While the Dodgers’ move was shocking, today we expect businesses or factories to abandon one community for another, or even the U.S. for another country, if it will lead to higher profits. The relocation of the Dodgers and Giants spelled out this fact of modern American life in a way that even a child could understand.

Our music, our sports, and our politics are bigger, louder, more broadly distributed, and more infused with money than ever. But our culture is less cohesive, with fewer of the things that brought us together than when there were still three teams in New York.

Something else was lost when the game spread out across the country. The concentration of leading baseball teams in the media center of New York had provided a neighborly flavor that made the World Series a core American event. During the 1950s, when baseball legends like Mays, Jackie Robinson, and Mickey Mantle were routinely playing in all-New York World Series, baseball was a bigger part of the culture than it is today.

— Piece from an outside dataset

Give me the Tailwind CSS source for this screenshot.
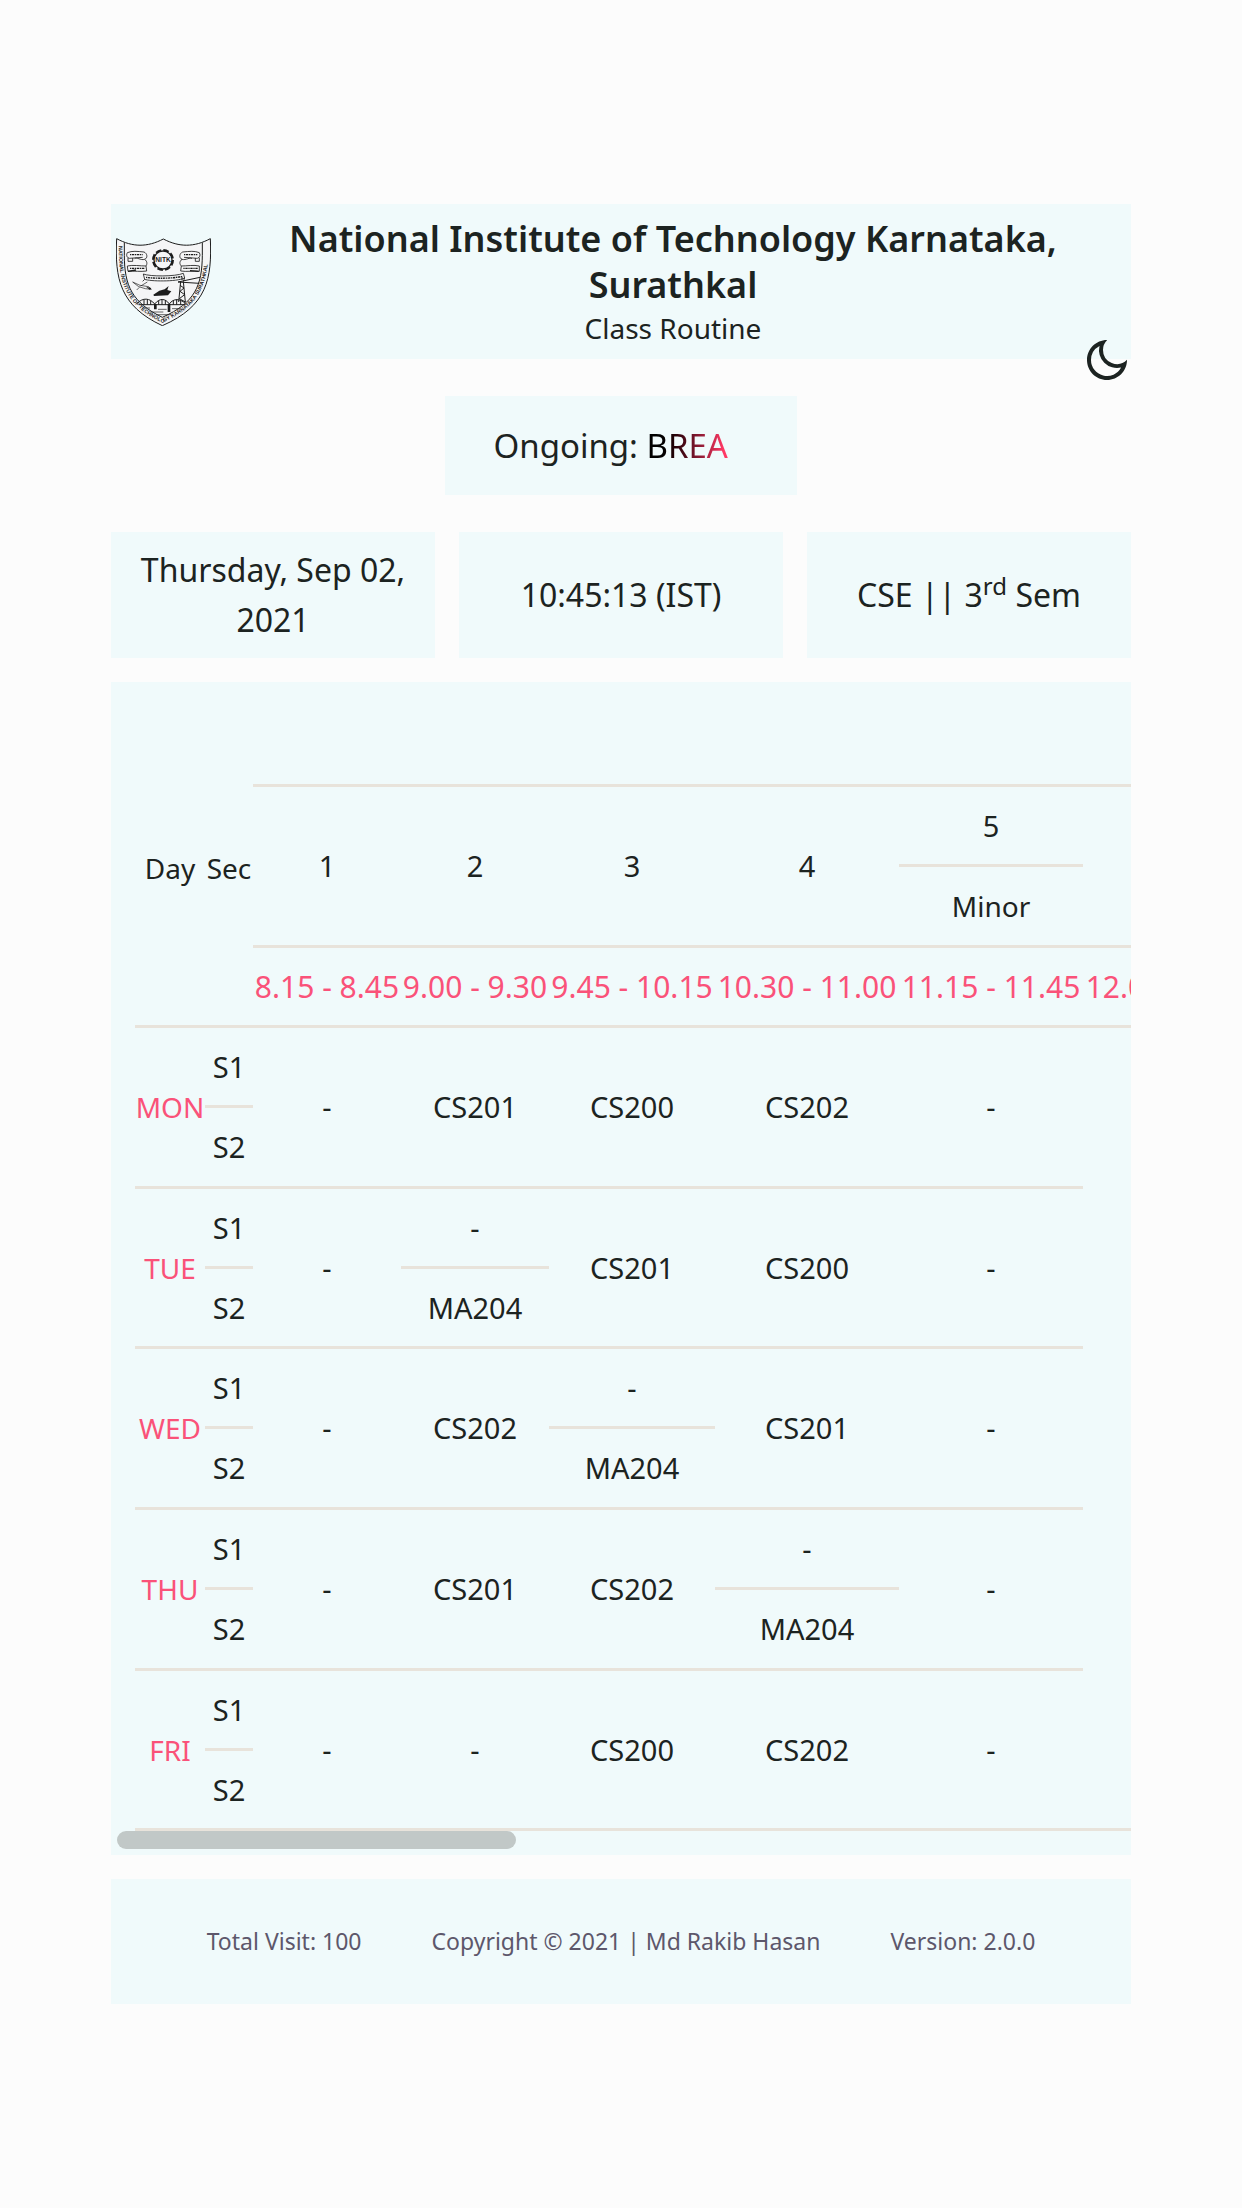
<!DOCTYPE html>
<html lang="en">
<head>
<meta charset="utf-8">
<meta name="viewport" content="width=device-width, initial-scale=1">
<title>Class Routine</title>
<script src="https://cdn.jsdelivr.net/npm/@tailwindcss/browser@4"></script>
</head>
<body class="flex min-h-screen flex-col justify-center bg-[#fcfcfc] px-[111px] font-['Noto_Sans',sans-serif] text-[#1c2321]">

<header class="relative flex items-center bg-[#f0fafb] pt-3 pb-[11px]">
  <svg class="ml-[5px] h-[88px] w-[95px] shrink-0" viewBox="48 148 285 264" fill="none" stroke="#1c1c1c" stroke-width="3" role="img" aria-label="NITK crest">
    <path fill="#f5f5f6" d="M50 150C98 176 142 176 190 151C238 176 282 176 331 150C336 270 322 352 187 411C60 352 44 270 50 150Z"/>
    <path d="M73 162V200C73 290 96 342 187 386C286 342 306 290 307 200V162"/>
    <path id="rim" stroke="none" d="M56 172C56 285 76 350 187 402C304 350 324 285 327 166"/>
    <text fill="#1c1c1c" stroke="none" font-size="16" font-family="Liberation Sans" font-weight="700"><textPath href="#rim">NATIONAL INSTITUTE OF TECHNOLOGY KARNATAKA SURATHKAL</textPath></text>
    <!-- cog with initials -->
    <circle cx="189" cy="214" r="30" stroke-width="6" stroke-dasharray="17 6.6"/>
    <circle cx="189" cy="214" r="27" stroke-width="4"/>
    <text x="189" y="221" text-anchor="middle" fill="#1c1c1c" stroke="none" font-size="20" font-family="Liberation Sans" font-weight="700">NITK</text>
    <!-- ribbons -->
    <g stroke-width="2.5">
      <path d="M82 192C96 186 112 188 132 190C142 194 144 208 134 212C122 216 110 204 104 210M82 192C78 200 80 206 88 209L128 206M84 207V218H98V208M82 232C98 228 122 232 138 232L140 247C122 250 102 246 84 248ZM134 212C142 218 142 226 138 232"/>
      <path d="M298 192C284 186 268 188 248 190C238 194 236 208 246 212C258 216 270 204 276 210M298 192C302 200 300 206 292 209L252 206M298 207V218H286V208M298 232C282 228 260 232 244 232L242 247C260 250 280 246 298 248ZM246 212C238 218 238 226 244 232"/>
      <path d="M130 256C150 264 226 264 250 254L254 268C228 280 150 278 134 272ZM134 272L128 278M254 268L250 278"/>
      <path stroke-width="4" stroke-dasharray="4 2 7 2" d="M90 198H128M90 239H134M252 198H292M250 239H294M138 266C164 270 220 270 246 263"/>
      <path stroke-width="4" d="M84 248L108 244M296 248L270 246"/>
    </g>
    <!-- aeroplane, ship and crane -->
    <path stroke-width="2" d="M98 280L120 290L146 294L154 302L136 300L116 294L98 280M122 292L142 280M118 296L110 304"/>
    <path fill="#1c1c1c" stroke="none" d="M160 318L178 306L194 302L206 292L202 304L214 308L204 320L162 322ZM138 294L154 298L150 304Z"/>
    <path stroke-width="3" d="M234 280L300 266M234 280L298 284M242 278L236 340M250 278L256 340M240 290L252 298L240 308L254 318L238 330L256 340M246 274V264"/>
    <!-- arched bridge over water -->
    <path d="M112 344C128 326 150 328 164 346C178 328 196 328 208 346C220 328 240 330 256 344M116 348H256M132 334V348M142 332V348M152 336V348M176 336V348M186 332V348M196 336V348M220 336V348M230 332V348M242 336V348"/>
    <path stroke-width="8" d="M166 346V362M207 346V370"/>
    <path stroke-width="2" d="M130 358H150M174 362H200M216 360H240M150 370H190M168 378H214"/>
  </svg>
  <div class="flex-1 pl-1 text-center">
    <h1 class="text-[36px] font-semibold leading-[46px]">National Institute of Technology Karnataka,<br>Surathkal</h1>
    <p class="text-[28px] leading-[40px]">Class Routine</p>
  </div>
  <button type="button" aria-label="Switch to dark theme" class="absolute right-0 top-[132px]">
    <svg class="size-12" viewBox="0 0 24 24" fill="currentColor"><path d="M10 7a7 7 0 0 0 12 4.9v.1c0 5.523-4.477 10-10 10S2 17.523 2 12 6.477 2 12 2h.1A6.979 6.979 0 0 0 10 7zm-6 5a8 8 0 0 0 15.062 3.762A9 9 0 0 1 8.238 4.938 7.999 7.999 0 0 0 4 12z"/></svg>
  </button>
</header>

<main>
  <section class="mx-auto my-[37px] flex w-fit bg-[#f0fafb] px-12 py-6 text-[33px] leading-[51px]">
    <p>Ongoing: <span class="inline-block w-[102px] bg-linear-to-r from-black from-10% to-[#ff3864] to-75% bg-clip-text text-transparent">BREA</span></p>
  </section>

  <section class="mb-6 grid grid-cols-3 gap-6 text-center text-[32px] leading-[50px]">
    <p class="flex items-center justify-center bg-[#f0fafb] px-6 py-[13px]">Thursday, Sep 02, 2021</p>
    <p class="flex items-center justify-center bg-[#f0fafb] px-6">10:45:13 (IST)</p>
    <p class="flex items-center justify-center bg-[#f0fafb] px-6"><span>CSE || 3<sup>rd</sup> Sem</span></p>
  </section>

  <section class="relative mb-6 bg-[#f0fafb]">
    <div class="overflow-x-auto p-6 pr-0 [scrollbar-width:none]">
      <table class="w-[2530px] table-fixed border-separate border-spacing-0 text-center text-[29px] leading-10 whitespace-nowrap [&_td]:border-[#e8e3db] [&_th]:border-[#e8e3db] [&_th]:font-normal">
        <colgroup>
          <col class="w-[70px]"><col class="w-[48px]"><col class="w-[148px]"><col class="w-[148px]"><col class="w-[166px]"><col class="w-[184px]"><col class="w-[184px]"><col class="w-[184px]"><col>
        </colgroup>
        <thead>
          <tr class="h-[81px]"><td colspan="2"></td><td colspan="7" class="border-b-3"></td></tr>
          <tr class="h-20">
            <th rowspan="2" class="text-[28px]">Day</th><th rowspan="2" class="text-[28px]">Sec</th>
            <th rowspan="2" class="border-b-3">1</th><th rowspan="2" class="border-b-3">2</th><th rowspan="2" class="border-b-3">3</th><th rowspan="2" class="border-b-3">4</th>
            <th class="border-b-3">5</th><th rowspan="2" class="border-b-3">6</th><th rowspan="2" class="border-b-3"></th>
          </tr>
          <tr class="h-[81px]"><th class="border-b-3 text-[28px]">Minor</th></tr>
          <tr class="h-20 text-[30px] text-[#fa5279] [&>*]:border-b-3">
            <td colspan="2"></td><th>8.15 - 8.45</th><th>9.00 - 9.30</th><th>9.45 - 10.15</th><th>10.30 - 11.00</th><th>11.15 - 11.45</th><th>12.00 - 12.30</th><td></td>
          </tr>
        </thead>
        <tbody class="[&_td]:border-b-3 [&_th]:border-b-3 [&_th]:text-[28px] [&_th]:text-[#fa5279]">
          <tr class="h-20"><th rowspan="2">MON</th><td>S1</td><td rowspan="2">-</td><td rowspan="2">CS201</td><td rowspan="2">CS200</td><td rowspan="2">CS202</td><td rowspan="2">-</td><td rowspan="10"></td><td rowspan="10"></td></tr>
          <tr class="h-[81px]"><td>S2</td></tr>
          <tr class="h-20"><th rowspan="2">TUE</th><td>S1</td><td rowspan="2">-</td><td>-</td><td rowspan="2">CS201</td><td rowspan="2">CS200</td><td rowspan="2">-</td></tr>
          <tr class="h-20"><td>S2</td><td>MA204</td></tr>
          <tr class="h-20"><th rowspan="2">WED</th><td>S1</td><td rowspan="2">-</td><td rowspan="2">CS202</td><td>-</td><td rowspan="2">CS201</td><td rowspan="2">-</td></tr>
          <tr class="h-[81px]"><td>S2</td><td>MA204</td></tr>
          <tr class="h-20"><th rowspan="2">THU</th><td>S1</td><td rowspan="2">-</td><td rowspan="2">CS201</td><td rowspan="2">CS202</td><td>-</td><td rowspan="2">-</td></tr>
          <tr class="h-[81px]"><td>S2</td><td>MA204</td></tr>
          <tr class="h-20"><th rowspan="2">FRI</th><td>S1</td><td rowspan="2">-</td><td rowspan="2">-</td><td rowspan="2">CS200</td><td rowspan="2">CS202</td><td rowspan="2">-</td></tr>
          <tr class="h-20"><td>S2</td></tr>
        </tbody>
      </table>
    </div>
    <div class="absolute bottom-[6px] left-[6px] h-[18px] w-[399px] rounded-full bg-[#c1c8c7]"></div>
  </section>
</main>

<footer class="flex justify-center gap-[70px] bg-[#f0fafb] py-11 text-[23px] leading-[37px] text-[#5d576b]">
  <p>Total Visit: 100</p>
  <p>Copyright © 2021 | Md Rakib Hasan</p>
  <p>Version: 2.0.0</p>
</footer>
</body>
</html>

Almost all Americans paid attention, and the names of baseball stars were broadly recognized.

Despite the game’s notoriety, however, baseball was in bad economic shape during the 1950s. Players were not well-compensated, and many teams were unable to consistently turn a profit. Today, the reverse is true. Major League Baseball is a huge multibillion-dollar industry, but the game is a much smaller part of the culture. Most Americans struggle to remember who played in last year’s World Series. Few current ballplayers would be recognized in a grocery store outside the region where they play.

It is difficult not to see these shifts as a reflection of the changes in American life over the 60 years since the move. Our music, our sports, and our politics are bigger, louder, more broadly distributed, and more infused with money than ever. But our culture is less cohesive, with fewer of the things that brought us together when there were still three teams in New York.